Once you have secured this file, change the line in .htaccess that points to it. It’ll then look something like this:

AuthUserFile /usr/home/ross/.htpasswd

Finally, we just need to start adding valid users to this file. For added security, the passwords of your users aren’t stored in plain text in the .htpasswd file — they’re encrypted so that they can’t be read by a user snooping around the server. To add a user called “rustyleroo” with the password “flummox45”, we would add this line to the file:

rustyleroo:E2JbzVpOLlE6Y

As you can see, the password has been obfuscated into a strange form of gobbledegook. I derived this value (technically called a “hash”) by running the original password through an encryption program. There are lots of these available online (this one for example). You can add new users by adding new lines to this file, all in the form username:encryptedpassword.

Accessing the protected section

Now when you reload a file behind the authorisation wall, you enter a username and password into the dialog box. The server will encrypt this password again, and compare it to the encrypted version stored in the file to see if they match. If they do, you will be allowed to view the rest of the protected files as normal.

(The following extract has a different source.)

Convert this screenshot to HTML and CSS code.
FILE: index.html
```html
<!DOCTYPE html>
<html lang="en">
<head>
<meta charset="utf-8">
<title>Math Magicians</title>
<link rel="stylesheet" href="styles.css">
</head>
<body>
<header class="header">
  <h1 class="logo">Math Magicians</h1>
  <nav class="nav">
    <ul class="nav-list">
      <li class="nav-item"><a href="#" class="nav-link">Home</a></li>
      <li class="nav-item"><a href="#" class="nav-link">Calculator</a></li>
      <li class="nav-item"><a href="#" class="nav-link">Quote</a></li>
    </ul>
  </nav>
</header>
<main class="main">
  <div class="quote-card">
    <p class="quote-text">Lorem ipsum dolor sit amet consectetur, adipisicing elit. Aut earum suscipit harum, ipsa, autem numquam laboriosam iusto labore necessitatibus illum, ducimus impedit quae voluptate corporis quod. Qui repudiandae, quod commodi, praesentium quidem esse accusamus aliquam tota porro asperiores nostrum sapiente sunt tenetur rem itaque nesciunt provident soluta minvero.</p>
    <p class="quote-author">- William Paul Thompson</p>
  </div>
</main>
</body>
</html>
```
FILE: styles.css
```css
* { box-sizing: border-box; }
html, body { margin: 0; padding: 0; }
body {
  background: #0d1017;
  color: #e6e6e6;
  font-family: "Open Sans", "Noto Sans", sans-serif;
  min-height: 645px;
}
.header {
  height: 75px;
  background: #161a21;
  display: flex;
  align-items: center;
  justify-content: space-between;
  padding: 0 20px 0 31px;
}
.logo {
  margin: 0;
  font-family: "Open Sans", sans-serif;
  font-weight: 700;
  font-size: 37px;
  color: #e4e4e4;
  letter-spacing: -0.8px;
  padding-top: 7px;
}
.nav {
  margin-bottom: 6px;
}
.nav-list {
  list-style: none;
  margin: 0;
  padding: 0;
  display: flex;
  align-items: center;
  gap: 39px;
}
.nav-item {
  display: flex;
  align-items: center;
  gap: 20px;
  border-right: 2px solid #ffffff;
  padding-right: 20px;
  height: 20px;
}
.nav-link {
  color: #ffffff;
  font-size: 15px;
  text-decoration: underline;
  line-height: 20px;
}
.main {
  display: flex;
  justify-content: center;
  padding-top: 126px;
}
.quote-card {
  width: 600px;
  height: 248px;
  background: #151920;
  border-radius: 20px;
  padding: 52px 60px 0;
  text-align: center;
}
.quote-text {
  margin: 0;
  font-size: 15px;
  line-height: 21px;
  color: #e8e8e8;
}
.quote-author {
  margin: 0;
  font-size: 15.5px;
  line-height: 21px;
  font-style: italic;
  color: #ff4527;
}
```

You can send the username and password to people in this format:

http://username:password@www.example.com/directory/

Clicking a link like that will log you in as the user at the start of the URL. Of course, you need to make sure that only the intended person gets their hands on this information.

Finally, to remove any password restrictions on your files, just delete the .htaccess file. For the final cherry on the cake, you can follow the steps in the 404 error tutorial, but instead set up a custom 401 error, so that users who log in incorrectly get a nicely-formatted error message.